On the beach was a small quirky thrift store that supported the attached senior citizen center. I was 55, so in a way I qualified for all the benefits. The center boasted a vintage linoleum tiled dance floor / concert hall and a cafeteria that hosted Grey Gourmet a few days each week. But it was the thrift store that could distract me – at first.
One Saturday as I browsed the blouses, books and unique kitchen gadgets assembled, I heard live music – a guitar, a mandolin – coming from the regions beyond retail. I picked my way to the hall that accessed the curtained restroom stalls and passed beyond to the next available room. I poked my head in the door to listen. “Hi!” called the guitar player and evident leader. “I heard the music,” I stated.
“We’re a seniors oldies band. We practice every Saturday morning.” I smiled.
“Are you a musician?” For the next 90 minutes, Vern called chords and I played along to some Elvis songs and other oldies I had never heard before. Hits caught in the gap between my mother’s generation and mine. On my way back home, I mused, “Whoa, what just happened?”
I practiced with the band for a couple months before my departure for Colorado. We played a Sunday dance or two in the ballroom – fish bowl conspicuous. My portion of the take was $3.00.
On an odd midweek day off I strolled Olympic Beach unshowered and barefoot with my corduroy pants rolled up a la Tom Sawyer. Suddenly, a voice hailed from the observation deck of the senior center. It was Craig, the 91-year-old ladies man from the Sunday dances.
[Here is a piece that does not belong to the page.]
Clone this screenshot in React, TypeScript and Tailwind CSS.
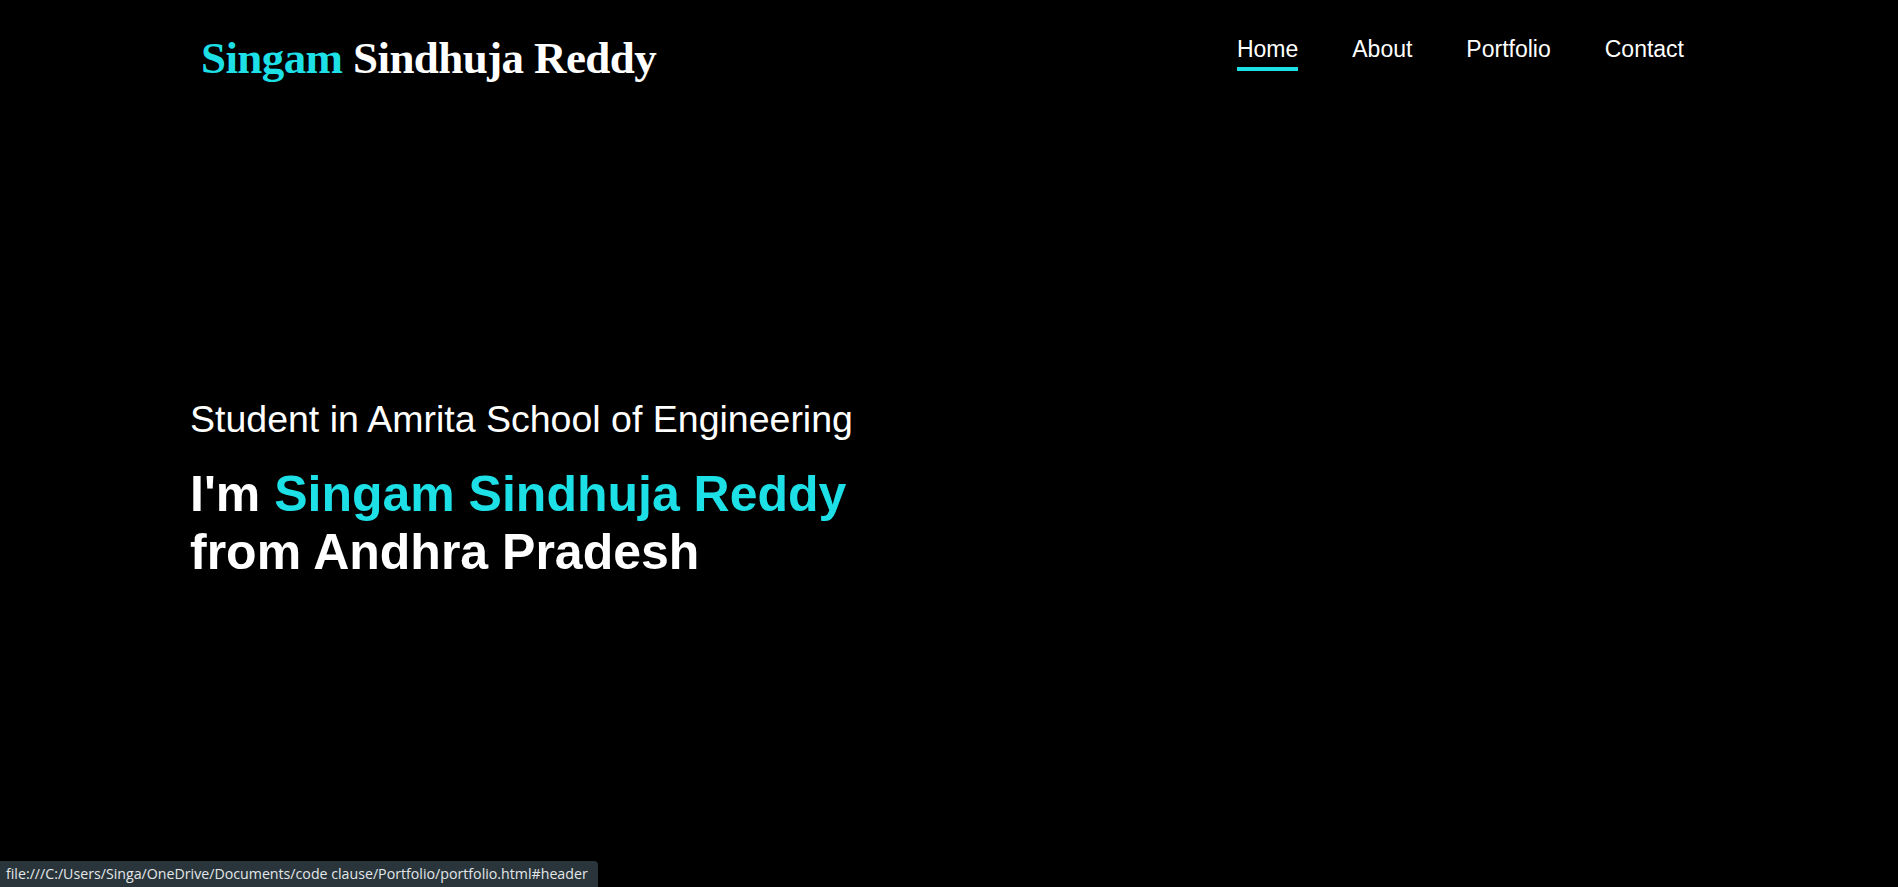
const links = ["Home", "About", "Portfolio", "Contact"];

const App: React.FC = () => {
  return (
    <div className="relative h-[887px] w-full overflow-hidden bg-black text-white">
      <header className="flex h-[100px] items-start justify-between pl-[201px] pr-[214px]">
        <h2 className="mt-[36px] font-['Liberation_Serif',serif] text-[45px] font-bold leading-none tracking-[-0.6px]">
          <span className="text-[#1ddfe6]">Singam</span> Sindhuja Reddy
        </h2>
        <nav className="mt-[37px] flex gap-[54px] font-['Liberation_Sans',Arial,sans-serif] text-[23px]">
          {links.map((l, i) => (
            <a key={l} href="#" className="flex flex-col">
              <span className="leading-[25px]">{l}</span>
              {i === 0 && <span className="mt-[5px] h-1 w-full bg-[#1ddfe6]" />}
            </a>
          ))}
        </nav>
      </header>

      <section className="pl-[190px] pt-[301px] font-['Liberation_Sans',Arial,sans-serif]">
        <p className="text-[37.5px] leading-none">Student in Amrita School of Engineering</p>
        <h1 className="mt-[26px] text-[50px] font-bold leading-[58px]">
          I'm <span className="text-[#1ddfe6]">Singam Sindhuja Reddy</span>
          <br />
          from Andhra Pradesh
        </h1>
      </section>

      <div className="absolute bottom-0 left-0 flex h-[26px] w-[598px] items-center rounded-tr-[4px] bg-[#29353b] pl-[6px] font-['Open_Sans',sans-serif] text-[14.2px] text-[#e3e6e8]">
        file:///C:/Users/Singa/OneDrive/Documents/code clause/Portfolio/portfolio.html#header
      </div>
    </div>
  );
};

export default App;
“Cherry! Cherry!” He called, “am I glad to see you! Come in, come in quickly.” I obeyed. “Come. See the piano. We always have sing-along before our meal on Tuesday. Our pianist did not show today.”
Turns out Craig was the leader of sing-along. The usual pianist was retired after years of pleasing crowds in Branson. The darkness of dementia had overtaken her. Some days she forgot which song she was playing and launched into a medley. Sometimes she simply forgot to show-up. The seniors gathered around the piano and commenced the enjoyment of oldies I didn’t know and harmonies with which I was intimate. 20 minutes later the Branson pianist arrived, taxied by a daughter my age. I graciously took my leave. On the walk home I murmured, “What just happened here?”
I never quit on my music. Invited, I will play any piano, anywhere, any style. Whatever style I am playing at the moment is my favorite style of music. There have been nursing home gigs, years of folk music with elementary kids, decades of private students and plenty of church praise and worship. There are intervening years of enjoyable jobs that seem to have nothing to do with music on the surface, but are inextricably woven to music via location – the beauty and inspiration of a dock on the bay or a Rocky Mountain high.
So recently, I have found myself moonlighting with a John Denver tribute band. Evenings, I keep my habit of enjoying an hour of piano before bed. On my days off, I practice feverishly. The John Denver originals are familiar friends. The current pieces, written in a style and spirit honoring John Denver, can be quite intricate and challenging. Just this week, I had a break-through with a lead-in reminiscent of the Eagles and Desperado.
Quiet joy, like happiness, overtakes you when you least expect it. Rising from the piano bench I muttered, “Whoa, what just happened?”